Martha’s Vineyard Public Charter School student Mattie Wolverton, age 9, stepped up on a block and placed both hands on the Van de Graaff generator. Many more students gathered around him, eyes wide and shrieking with delight as his curly hair began to stand up on end. Mattie was experiencing kinetic energy at the Edgartown School’s Energy Carnival. Fifth graders Quinn Filiault and Joao Simoes were manning the Van De Graff station, a very popular table at the carnival.

Joao explained to other students how a moving belt attached to an insulated column accumulated electric charge on the hollow metal globe.

“This is what happens when you take your hands off,” he said. He held his arm a couple of inches away from the ball. Quinn flipped the switch and a blue white charge of electricity zapped from the ball to Joao’s arm.

Students learn about kinetic energy thanks to Newton's Third Law. — Mark Lovewell

The Energy Carnival was organized by Edgartown School science teacher Kara Gelinas. Before she taught science, Ms. Gelinas worked with Cape Light Compact which held similar carnivals all over the Cape. She decided to introduce the carnivals to the Edgartown School to help students engage with science.

This year, students from Vineyard Haven, Chilmark, West Tisbury and the Charter School attended the carnival, which stretched through the entire morning. Sixteen tables were set up around the school gym, each manned by two to three Edgartown School students who taught lessons in types of energy and energy transfer.

“It’s their curriculum and the best way to learn is to teach,” said Ms. Gelinas. The fifth graders had been studying energy for about a month before they organized their booths.

“What school are you from,” an Edgartown student yelled down from the second floor to the lobby where a line of students was entering.

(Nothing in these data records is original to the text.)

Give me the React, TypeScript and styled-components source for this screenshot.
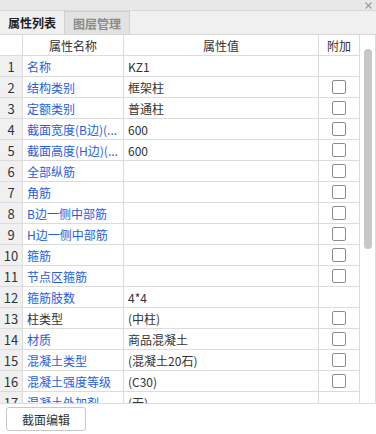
import React from "react";
import styled, { createGlobalStyle } from "styled-components";

const Global = createGlobalStyle`
  html, body { margin: 0; padding: 0; background: #ffffff; }
  body { font-family: "Noto Sans CJK SC", "Noto Sans", sans-serif; font-size: 12px; color: #333; }
  * { box-sizing: border-box; }
`;

const Panel = styled.div`
  width: 376px;
  height: 434px;
  display: flex;
  flex-direction: column;
  background: #fff;
  overflow: hidden;
`;

const TitleBar = styled.div`
  height: 11px;
  flex: none;
  background: #e8e8e8;
  border-bottom: 1px solid #d8d8d8;
  display: flex;
  align-items: center;
  justify-content: flex-end;
  padding-right: 4px;
`;

const TabStrip = styled.div`
  height: 24px;
  flex: none;
  background: #f0f0f0;
  border-bottom: 1px solid #d8d8d8;
  display: flex;
  align-items: stretch;
`;

const Tab = styled.div<{ $active?: boolean }>`
  width: 65px;
  display: flex;
  align-items: center;
  justify-content: center;
  font-weight: bold;
  font-size: 12px;
  color: ${(p) => (p.$active ? "#222" : "#8a8a8a")};
  background: ${(p) => (p.$active ? "#f0f0f0" : "#e2e2e2")};
  border-right: 1px solid #d0d0d0;
  border-top: ${(p) => (p.$active ? "none" : "1px solid #d0d0d0")};
`;

const Body = styled.div`
  height: 369px;
  flex: none;
  display: flex;
  border-bottom: 1px solid #dcdcdc;
`;

const Grid = styled.div`
  width: 360px;
  flex: none;
  overflow: hidden;
  display: grid;
  grid-template-columns: 23px 101px 195px 41px;
  grid-auto-rows: 21px;
  align-content: start;
`;

const Cell = styled.div<{ $kind: "num" | "name" | "value" | "extra" | "head" | "headnum"; $blue?: boolean }>`
  border-right: 1px solid #dcdcdc;
  border-bottom: 1px solid #dcdcdc;
  display: flex;
  align-items: center;
  overflow: hidden;
  white-space: nowrap;
  min-width: 0;
  background: ${(p) => (p.$kind === "num" ? "#f0f0f0" : "#fff")};
  justify-content: ${(p) =>
    p.$kind === "num" || p.$kind === "extra" || p.$kind === "head" || p.$kind === "headnum"
      ? "center"
      : "flex-start"};
  padding: ${(p) => (p.$kind === "name" || p.$kind === "value" ? "0 0 0 4px" : "0")};
  color: ${(p) => (p.$blue ? "#1f5ee0" : "#333")};
  font-size: ${(p) => (p.$kind === "num" ? "13px" : "12px")};
`;

const Clip = styled.span`
  overflow: hidden;
  white-space: nowrap;
  display: block;
  min-width: 0;
`;

const Check = styled.span`
  width: 14px;
  height: 14px;
  border: 1px solid #8c8c8c;
  border-radius: 2px;
  background: #fff;
  display: block;
`;

const ScrollTrack = styled.div`
  width: 16px;
  flex: none;
  border-right: 1px solid #dcdcdc;
  background: #fff;
  padding: 14px 0 0 4px;
`;

const Thumb = styled.div`
  width: 8px;
  height: 200px;
  border-radius: 4px;
  background: #c8c8c8;
`;

const Footer = styled.div`
  flex: 1;
  display: flex;
  align-items: flex-start;
  padding: 3px 0 0 6px;
`;

const Button = styled.button`
  width: 80px;
  height: 24px;
  background: #fff;
  border: 1px solid #c8c8c8;
  border-radius: 3px;
  font-family: "Noto Sans CJK SC", "Noto Sans", sans-serif;
  font-size: 12px;
  color: #333;
  padding: 0;
`;

type Row = { name: string; value: string; check: boolean; blue: boolean };

const rows: Row[] = [
  { name: "名称", value: "KZ1", check: false, blue: true },
  { name: "结构类别", value: "框架柱", check: true, blue: true },
  { name: "定额类别", value: "普通柱", check: true, blue: true },
  { name: "截面宽度(B边)(...", value: "600", check: true, blue: true },
  { name: "截面高度(H边)(...", value: "600", check: true, blue: true },
  { name: "全部纵筋", value: "", check: true, blue: true },
  { name: "角筋", value: "", check: true, blue: true },
  { name: "B边一侧中部筋", value: "", check: true, blue: true },
  { name: "H边一侧中部筋", value: "", check: true, blue: true },
  { name: "箍筋", value: "", check: true, blue: true },
  { name: "节点区箍筋", value: "", check: true, blue: true },
  { name: "箍筋肢数", value: "4*4", check: false, blue: true },
  { name: "柱类型", value: "(中柱)", check: true, blue: false },
  { name: "材质", value: "商品混凝土", check: true, blue: true },
  { name: "混凝土类型", value: "(混凝土20石)", check: true, blue: true },
  { name: "混凝土强度等级", value: "(C30)", check: true, blue: true },
  { name: "混凝土外加剂", value: "(无)", check: false, blue: true },
];

export default function App() {
  return (
    <Panel>
      <Global />
      <TitleBar>
        <svg width="7" height="7" viewBox="0 0 7 7">
          <path d="M0.5 0.5 L6.5 6.5 M6.5 0.5 L0.5 6.5" stroke="#9a9a9a" strokeWidth="1.1" />
        </svg>
      </TitleBar>
      <TabStrip>
        <Tab $active>属性列表</Tab>
        <Tab>图层管理</Tab>
      </TabStrip>
      <Body>
        <Grid>
          <Cell $kind="headnum" />
          <Cell $kind="head">属性名称</Cell>
          <Cell $kind="head">属性值</Cell>
          <Cell $kind="head">附加</Cell>
          {rows.map((r, i) => (
            <React.Fragment key={i}>
              <Cell $kind="num">{i + 1}</Cell>
              <Cell $kind="name" $blue={r.blue}>
                <Clip>{r.name}</Clip>
              </Cell>
              <Cell $kind="value">
                <Clip>{r.value}</Clip>
              </Cell>
              <Cell $kind="extra">{r.check && <Check />}</Cell>
            </React.Fragment>
          ))}
        </Grid>
        <ScrollTrack>
          <Thumb />
        </ScrollTrack>
      </Body>
      <Footer>
        <Button>截面编辑</Button>
      </Footer>
    </Panel>
  );
}
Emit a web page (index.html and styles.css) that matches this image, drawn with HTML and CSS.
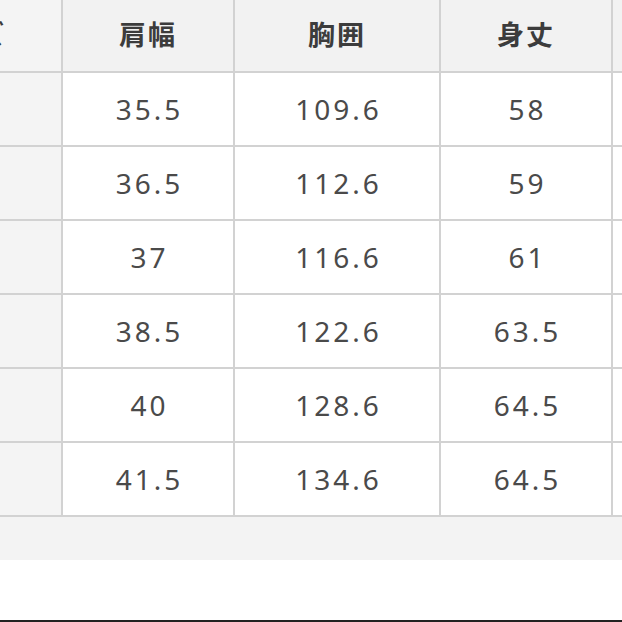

“West Tisbury,” the students said.

At the carnival there were tables demonstrating Newton’s Third Law, conduction and convection, solar energy and sound energy. At one table, a magnet under a piece of paper created a force field. At the Newton’s Third Law table, a girl explained potential energy to a group of students. She pulled out a sphere from a Newton’s cradle.

“The higher something is the more potential energy it has, because it has more potential to drop,” she said. The ball dropped, hitting the other balls, sending the outermost one swinging in the other direction.

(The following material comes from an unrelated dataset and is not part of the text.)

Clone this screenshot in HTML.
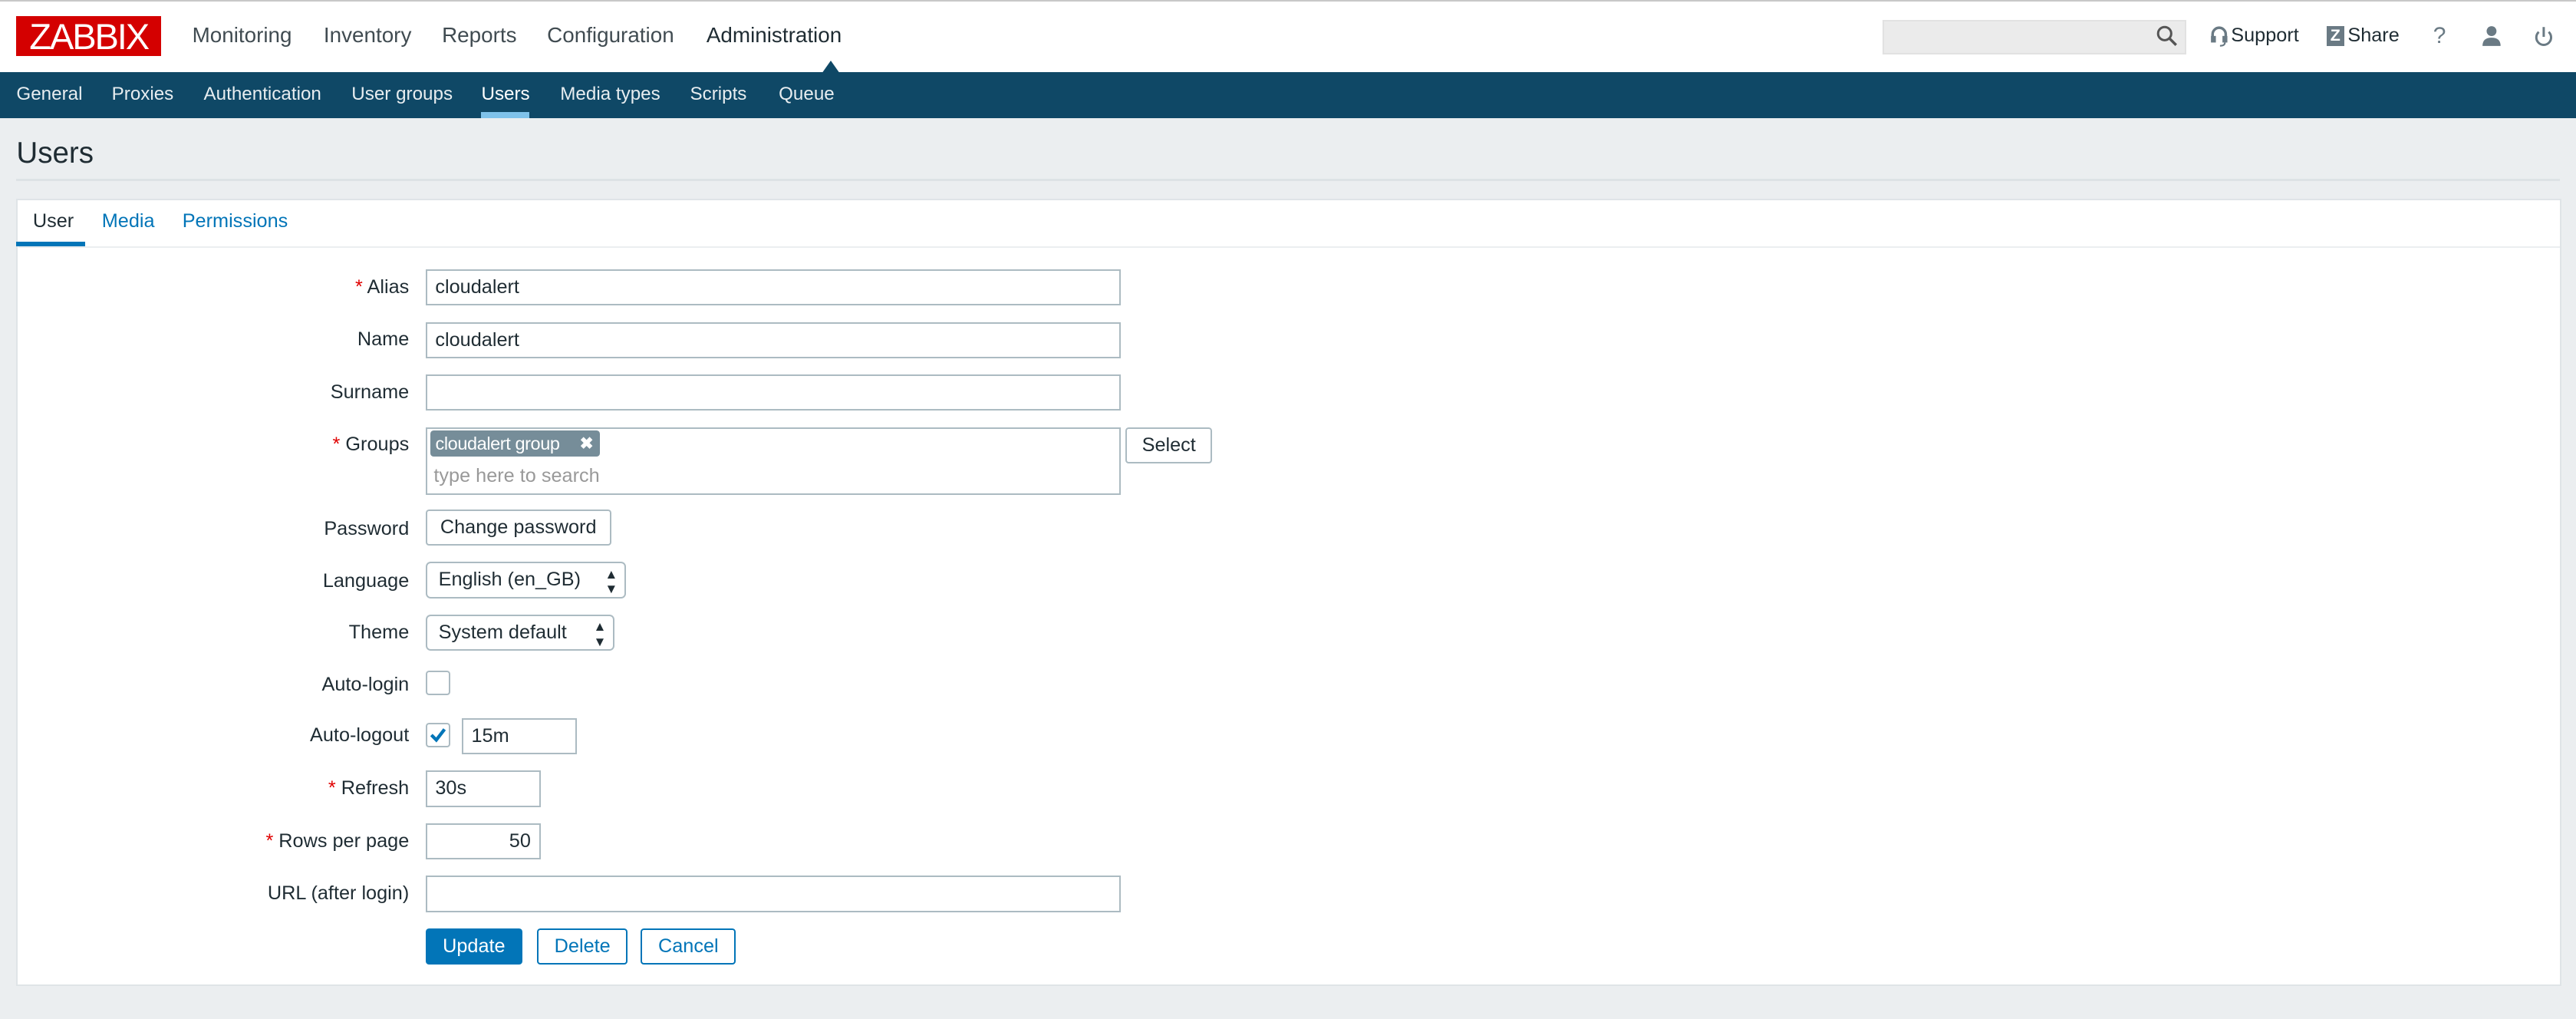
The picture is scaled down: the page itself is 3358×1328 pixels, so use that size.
<!DOCTYPE html>
<html><head><meta charset="utf-8"><style>
html,body{margin:0;padding:0}
body{width:1568px;height:620px;zoom:2.1416;background:#ebeef0;font-family:"Liberation Sans",Arial,sans-serif;color:#1f2c33;position:relative;overflow:hidden}
.a{position:absolute}
.top{left:0;top:0;width:1568px;height:44px;background:#fff;border-top:1px solid #c8c8c8;box-sizing:border-box}
.logo{left:10px;top:10px;width:88px;height:24px;background:#d40000;color:#fff;font-size:22px;line-height:25px;text-align:center;letter-spacing:-1px}
.nav{top:14px;font-size:13px;color:#1f2c33;opacity:.85}
.sub{left:0;top:44px;width:1568px;height:28px;background:#0f4866}
.si{top:51px;font-size:11.3px;color:#fff;opacity:.9}
.lbl{font-size:11.8px;right:1319px;text-align:right;white-space:nowrap}
.req{color:#e00000}
.in{border:1px solid #acbbc2;background:#fff;box-sizing:border-box;height:22px;font-size:11.8px;line-height:20px;padding:0 5px}
.btn{border:1px solid #acbbc2;border-radius:2px;background:#fff;box-sizing:border-box;height:22px;font-size:11.8px;line-height:20px;text-align:center;white-space:nowrap}
.bb{border-color:#0275b8;color:#0275b8}
</style></head><body>
<div class="a top"></div>
<div class="a logo">ZABBIX</div>
<div class="a nav" style="left:117px">Monitoring</div>
<div class="a nav" style="left:197px">Inventory</div>
<div class="a nav" style="left:269px">Reports</div>
<div class="a nav" style="left:333px">Configuration</div>
<div class="a nav" style="left:430px;opacity:1">Administration</div>
<div class="a" style="left:500px;top:37px;width:0;height:0;border-left:6px solid transparent;border-right:6px solid transparent;border-bottom:8px solid #0f4866"></div>
<div class="a" style="left:1146px;top:12px;width:185px;height:21px;background:#ebebeb;border:1px solid #e2e2e2;box-sizing:border-box"></div>
<svg class="a" style="left:1312px;top:15px" width="14" height="14" viewBox="0 0 14 14"><circle cx="5.5" cy="5.5" r="4" fill="none" stroke="#555" stroke-width="1.4"/><path d="M8.5 8.5L12.5 12.5" stroke="#555" stroke-width="1.6"/></svg>
<svg class="a" style="left:1345px;top:16px" width="12" height="13" viewBox="0 0 12 13"><path d="M2 7V5a4 4 0 0 1 8 0v2" fill="none" stroke="#6a7a84" stroke-width="1.6"/><rect x="1" y="6" width="3" height="4" fill="#6a7a84"/><rect x="8" y="6" width="3" height="4" fill="#6a7a84"/><path d="M9.5 10q0 2-3 2" fill="none" stroke="#6a7a84" stroke-width="1"/></svg>
<div class="a" style="left:1358px;top:15px;font-size:11.8px">Support</div>
<div class="a" style="left:1416px;top:16px;width:11px;height:12px;background:#6a7a84;color:#fff;font-size:10px;font-weight:bold;line-height:12px;text-align:center">Z</div>
<div class="a" style="left:1429px;top:15px;font-size:11.8px">Share</div>
<div class="a" style="left:1481px;top:14px;font-size:14px;color:#6a7a84">?</div>
<svg class="a" style="left:1510px;top:15px" width="13" height="14" viewBox="0 0 13 14"><circle cx="6.5" cy="4" r="3" fill="#6a7a84"/><path d="M1 13q0-5 5.5-5t5.5 5z" fill="#6a7a84"/></svg>
<svg class="a" style="left:1542px;top:15px" width="13" height="14" viewBox="0 0 13 14"><path d="M3.5 4.5a4.5 4.5 0 1 0 6 0" fill="none" stroke="#6a7a84" stroke-width="1.4"/><path d="M6.5 1.5v6" stroke="#6a7a84" stroke-width="1.4"/></svg>
<div class="a sub"></div>
<div class="a si" style="left:10px">General</div>
<div class="a si" style="left:68px">Proxies</div>
<div class="a si" style="left:124px">Authentication</div>
<div class="a si" style="left:214px">User groups</div>
<div class="a si" style="left:293px;opacity:1">Users</div>
<div class="a" style="left:293px;top:68px;width:29px;height:4px;background:#7fc2ea"></div>
<div class="a si" style="left:341px">Media types</div>
<div class="a si" style="left:420px">Scripts</div>
<div class="a si" style="left:474px">Queue</div>
<div class="a" style="left:10px;top:83px;font-size:18px;color:#1f2c33">Users</div>
<div class="a" style="left:10px;top:109px;width:1548px;height:1px;background:#dde2e5"></div>
<div class="a" style="left:10px;top:121px;width:1549px;height:479px;background:#fff;border:1px solid #dfe4e7;box-sizing:border-box"></div>
<div class="a" style="left:11px;top:150px;width:1547px;height:1px;background:#ebeef0"></div>
<div class="a" style="left:20px;top:128px;font-size:11.8px">User</div>
<div class="a" style="left:62px;top:128px;font-size:11.8px;color:#0275b8">Media</div>
<div class="a" style="left:111px;top:128px;font-size:11.8px;color:#0275b8">Permissions</div>
<div class="a" style="left:10px;top:147px;width:42px;height:3px;background:#0275b8"></div>

<div class="a lbl" style="top:168px"><span class="req">*</span> Alias</div>
<div class="a in" style="left:259px;top:164px;width:423px">cloudalert</div>
<div class="a lbl" style="top:200px">Name</div>
<div class="a in" style="left:259px;top:196px;width:423px">cloudalert</div>
<div class="a lbl" style="top:232px">Surname</div>
<div class="a in" style="left:259px;top:228px;width:423px"></div>
<div class="a lbl" style="top:264px"><span class="req">*</span> Groups</div>
<div class="a in" style="left:259px;top:260px;width:423px;height:41px"></div>
<div class="a" style="left:262px;top:262px;width:103px;height:16px;background:#768d99;border-radius:2px;color:#fff;font-size:11px;line-height:16px;padding-left:3px;box-sizing:border-box;white-space:nowrap;letter-spacing:-0.2px">cloudalert group<b style="position:absolute;right:4px;top:0;font-size:10px">✖</b></div>
<div class="a" style="left:264px;top:283px;font-size:11.8px;color:#999">type here to search</div>
<div class="a btn" style="left:685px;top:260px;width:53px">Select</div>
<div class="a lbl" style="top:315px">Password</div>
<div class="a btn" style="left:259px;top:310px;width:113px">Change password</div>
<div class="a lbl" style="top:347px">Language</div>
<div class="a btn" style="left:259px;top:342px;width:122px;border-radius:3px;text-align:left;padding-left:7px">English (en_GB)<span style="position:absolute;right:4px;top:0;font-size:8px;line-height:9px;padding-top:2px">▲<br>▼</span></div>
<div class="a lbl" style="top:378px">Theme</div>
<div class="a btn" style="left:259px;top:374px;width:115px;border-radius:3px;text-align:left;padding-left:7px">System default<span style="position:absolute;right:4px;top:0;font-size:8px;line-height:9px;padding-top:2px">▲<br>▼</span></div>
<div class="a lbl" style="top:410px">Auto-login</div>
<div class="a" style="left:259px;top:408px;width:15px;height:15px;border:1px solid #acbbc2;border-radius:2px;box-sizing:border-box"></div>
<div class="a lbl" style="top:441px">Auto-logout</div>
<div class="a" style="left:259px;top:440px;width:15px;height:15px;border:1px solid #acbbc2;border-radius:2px;box-sizing:border-box"></div>
<svg class="a" style="left:260px;top:441px" width="13" height="13" viewBox="0 0 13 13"><path d="M2.5 6.5L5.5 9.5L10.5 3" fill="none" stroke="#0275b8" stroke-width="2"/></svg>
<div class="a in" style="left:281px;top:437px;width:70px">15m</div>
<div class="a lbl" style="top:473px"><span class="req">*</span> Refresh</div>
<div class="a in" style="left:259px;top:469px;width:70px">30s</div>
<div class="a lbl" style="top:505px"><span class="req">*</span> Rows per page</div>
<div class="a in" style="left:259px;top:501px;width:70px;text-align:right">50</div>
<div class="a lbl" style="top:537px">URL (after login)</div>
<div class="a in" style="left:259px;top:533px;width:423px"></div>
<div class="a btn" style="left:259px;top:565px;width:59px;background:#0275b8;border-color:#0275b8;color:#fff">Update</div>
<div class="a btn bb" style="left:327px;top:565px;width:55px">Delete</div>
<div class="a btn bb" style="left:390px;top:565px;width:58px">Cancel</div>
</body></html>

At the Sound Energy table, students Brooke Ward, Audrey Polleys and Leiliane Dias demonstrated different ways sound energy could be seen.

Natalie Larsen is on the line. — Mark Lovewell

“Sound is vibrating molecules,” said Brooke, banging a tuning fork against the table and then holding it over a cup of water.

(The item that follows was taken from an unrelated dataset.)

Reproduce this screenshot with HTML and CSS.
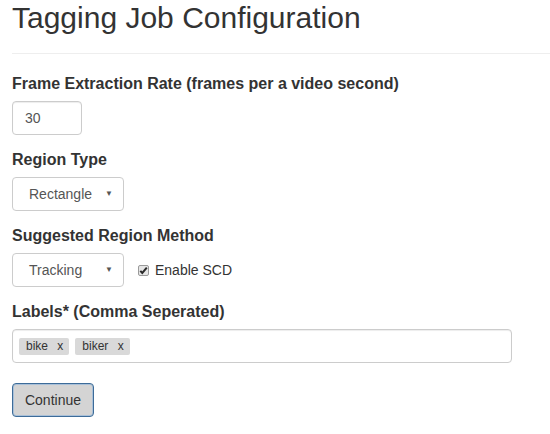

Audreye demonstrated how sound moves in waves with a slinky. Leiliane helped a pair of students use a tin can telephone, the sounds of their voices traveling down a taught string from one can to the other.

At each station, the visiting students collected a white bead. They strung the beads onto pieces of pipecleaner to create a bracelet. The beads were UV reactive and in sunlight would turn different colors, Ms. Gelinas promised.

Ms. Gelinas said she hopes the carnival creates excitement around learning about energy for all the students.

One boy, wearing a solar system shirt, certainly seemed to have caught some excitement.

“I’m electric,” he exclaimed, stepping away from the Van de Graaff machine and reaching out to shock other students.